There are other things which can happen at this sort of level, of course. Archaeology can take a turn, as with Naseby and Bosworth, to name but two. This gives us further information which can be interpreted to provide an account of the battle, or parts of it. Similarly, historians can come along and create accounts of the battle from the sources. These secondary sources are also available to use. I could call these a different level of the battle, but for simplicity I shall lump this is with Battle 3. We have access to this level.
Now, consider the complex of a set of wargame rules, two armies and a wargame table set with terrain. This provides a further level in the battle, let me call it Battle 4. The wargame is a model of the battle, which we hope will provide a similar sort of outcome, within a reasonable margin of error from the original.
The point about the model (Battle 4) is that is self-consciously not the Battle 1 event itself. It cannot be. But the question then arises as to whether it has any relation with Battle 1 at all, and whether Battle 4 can show any insight into Battle 1 (or, for that matter, Battle 2).
One of the interesting things about models is that they can throw up all sorts of spurious intermediate results.
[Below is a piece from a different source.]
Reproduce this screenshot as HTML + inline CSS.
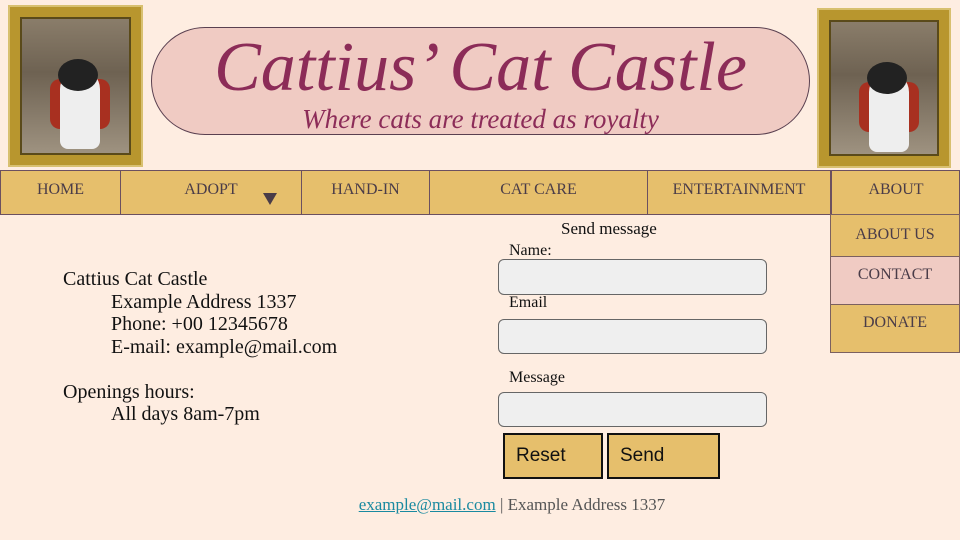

For example, a model of an aeroplane flying has, in its simplest form, four forces acting on it: thrust, drag, lift and gravity. These balance out so the aircraft can continue to fly. However, it is not actually possible to isolate these forces. All we can measure is the outcome, the fact that the aircraft continues in the air going in a certain direction. The forces are, to a greater extent, fictitious; they help us to model the situation, but do not actually exist.
As with scientific models so, I suggest, with Battle 4 models. The point about the forces in the aircraft model is that they do not exist, on their own. They are not ontological forces. The outcome is ontological, it does exist; the others simply help us to reach that point.
In Battle 4 models, the Battle 1 level is unobtainable, and so is Battle 2. But, from Battle 3 we have a certain amount of outcome information. We know that this charge worked ad that one did not, that this unit stood firm while that one fled, and so on. The point is that the Battle 4 mechanics are expected to achieve this outcome, without knowing what the internal mechanics of the result are.
The upshot of this ramble is that most of the mechanics of our Battle 4 models are fictitious. I can, for example, include a reaction roll for a unit that is being charged. However, I can scan the Battle 3 accounts for a sentence that says ‘the unit reacted’ in vain. It is a fiction, a part of our model that has no counterpart in real life, in Battle 2 or even, presumably, in Battle 1.
Does this matter? I am really not sure it does, because all we can ever have access to are the outcomes anyway. In the aircraft model I do not really care if my forces exist or not, so long as the aeroplane remains airborne. Similarly, all I can really say about Battle 4 is that the outcomes match those given in Battle 3 within some margin of error.
So, I contend from this analysis that the mechanics of wargame rules are fictitious, and there is nothing we can do about that. All we can hope to do is match outcomes.